Na każdej stronie albumu jest inna fotografia i inna historia. Bo, jak zaznacza autor w przedmowie, te zdjęcia trzeba „czytać”. Trzeba jednak znać alfabet, jakim są pisane. Pomaga w tym jego komentarz, który pozwala lepiej dostrzec szczegóły i wyjaśnia kontekst historyczny i kulturowy.

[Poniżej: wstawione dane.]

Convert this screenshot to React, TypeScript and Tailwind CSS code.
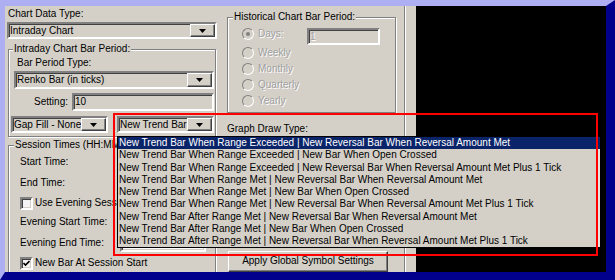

– „Przedwojenne Karpaty Wschodnie, to kraina, której już nie ma. Nie ma też już ludzi, którzy , by ją pamiętali i mogliby nam o niej opowiedzieć – pisze we wstępie autor Andrzej Wielocha – cóż nam, urodzonym za późno, nie dane było już posmakować tamtych Karpat Wschodnich, owych Gór Prawdziwych, w których wszystko i wszyscy byli na swoim miejscu jak przed wiekami. Chciałbym poprowadzić Cię Drogi czytelniku – pisze Wielocha – po pachnących ziołami carynkach i smaganych wiatrami połoninach, po grzbietach i dolinach, po gwarnych wioskach, zagubionych wśród gór przysiółkach i leśnych ostępach. Powędrujemy razem przez rwące potoki i woryniowe perełazy, do zacisznych, gościnnych schronisk przytulonych do górskich stoków. I może, gdy będziemy tak sobie nieśpiesznie iść, zarży nagle pasący się na połoninie koń, lub zapłacze trembita wśród wieczornych mgieł schodzących w dolinę Czeremoszu…..”.
Tą ciekawą książkę powinien mieć w swojej biblioteczce każdy miłośnik gór!
Przedwojenne BIESZCZADY, GORGANY I CZARNOHORA. Najpiękniejsze fotografie. Andrzej Wielocha. Wydawnictwo RM. Warszawa 2013. 112 str. Format 210×260 mm, oprawa twarda. Cena ok. 40 zł.